Sam Wheeler, a renowned land speed motorcycle racer, is dead after the high-performance bike he was testing at Utah's famed Bonneville Salt Flats fish-tailed, went airborne and crashed at 200 mph. He was 72.
Wheeler died Monday afternoon at Intermountain Medical Center in the Salt Lake City suburb of Murray because of traumatic injuries suffered in the motorcycle accident, hospital spokesman Jess Gomez said.
Wheeler was going about 200 mph during a test run when the back of the streamliner motorcycle started fish tailing, said Mike Cook, the event organizer who witnessed the incident. His motorcycle began to slide and then popped into the air and came crashing down on the caged section where Wheeler was seated, Cook said. Wheeler was alive when emergency crews extracted him from the car but died about four hours later at the hospital, Cook said.
"We all have real heavy hearts," said Cook, organizer of Mike Cook's Bonneville Shootout. "Land speed racing is one of the most family orientated sports there is the world."
Wheeler, an engineer from Arcadia, California, was known as an innovator and pioneer in the sport. He spent more than two decades building, fine-tuning and racing a motorcycle on which he reached speeds exceeding 300 mph, said Pat McDowell, a fellow racer and longtime friend. At one time, he held the land speed record for motorcycles, he said.
"He's was pretty much one of the legends of our sport," McDowell said. "He did it with his brain, not his wallet."
Wheeler was testing the motorcycle this week in anticipation of two big races in August and September at the Salt Flats.
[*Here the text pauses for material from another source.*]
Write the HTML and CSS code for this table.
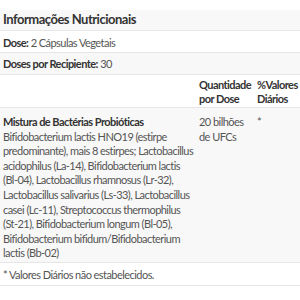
FILE: index.html
```html
<!DOCTYPE html>
<html lang="pt-BR">
<head>
<meta charset="utf-8">
<link rel="stylesheet" href="styles.css">
</head>
<body>
<div class="panel">
  <table class="facts">
    <colgroup>
      <col class="c1"><col class="c2"><col class="c3">
    </colgroup>
    <tr class="title grey"><th colspan="3">Informações Nutricionais</th></tr>
    <tr class="info"><td colspan="3"><b>Dose:</b> 2 Cápsulas Vegetais</td></tr>
    <tr class="info grey"><td colspan="3"><b>Doses por Recipiente:</b> 30</td></tr>
    <tr class="head"><td></td><td><b>Quantidade por Dose</b></td><td><b>%Valores Diários</b></td></tr>
    <tr class="body grey">
      <td><b>Mistura de Bactérias Probióticas</b><br>Bifidobacterium lactis HNO19 (estirpe predominante), mais 8 estirpes; Lactobacillus acidophilus (La-14), Bifidobacterium lactis (Bl-04), Lactobacillus rhamnosus (Lr-32), Lactobacillus salivarius (Ls-33), Lactobacillus casei (Lc-11), Streptococcus thermophilus (St-21), Bifidobacterium longum (Bl-05), Bifidobacterium bifidum/Bifidobacterium lactis (Bb-02)</td>
      <td>20 bilhões de UFCs</td>
      <td>*</td>
    </tr>
    <tr class="foot"><td colspan="3">* Valores Diários não estabelecidos.</td></tr>
  </table>
</div>
</body>
</html>
```
FILE: styles.css
```css
html, body {
  margin: 0;
  padding: 0;
  background: #fff;
}
.panel {
  padding-top: 10px;
  width: 300px;
}
.facts {
  width: 300px;
  border-collapse: collapse;
  table-layout: fixed;
  font-family: Lato, "Liberation Sans", sans-serif;
  font-size: 11px;
  line-height: 14.6px;
  letter-spacing: -0.55px;
  color: #555;
}
.c1 { width: 196px; }
.c2 { width: 58px; }
.c3 { width: 46px; }
.facts tr {
  border-bottom: 1px solid #e6e6e6;
}
.grey { background: #f8f8f8; }
.facts td, .facts th {
  padding: 0 0 0 3px;
  vertical-align: top;
  text-align: left;
}
.facts b { color: #333; font-weight: 700; }
.title th {
  font-size: 13px;
  line-height: 16px;
  letter-spacing: -0.5px;
  font-weight: 700;
  color: #333;
  padding-top: 1px;
  padding-bottom: 3px;
}
.info td { padding-top: 4.5px; padding-bottom: 1.9px; }
.head td { padding-top: 2.8px; padding-bottom: 0; }
.body td { padding-top: 7px; padding-bottom: 1px; }
.foot td { padding-top: 5.5px; padding-bottom: 1.9px; }
```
The site brings races from around the country to use the flat, glasslike surface to set speed records.
He had been working on the motorcycle in recent years with a goal of setting the motorcycle speed record and surpassing 400 mph, McDowell said.
"Everyone was rooting for him, even competitors," said McDowell, vice president of the Southern California Timing Association.
Wheeler was known for his ability to build and modify his motorcycle by himself. He was perfectionist who knew aerodynamics well, said Bill Lattin, president of the Southern California Timing Association, which is set to host a major racing event at the Salt Flats in August.
"He built that motorcycle by hand. Every single part on it," Lattin said. "He's been rebuilding it, making it stronger, faster and more aerodynamic."
He is survived by a wife and two children, said McDowell. Wheeler's family couldn't immediately be reached for comment.
McDowell, Cook and Lattin said Wheeler was a kind-hearted, laid-back man.
''He was the nicest guy in the world," Lattin said. "He would do anything for anybody.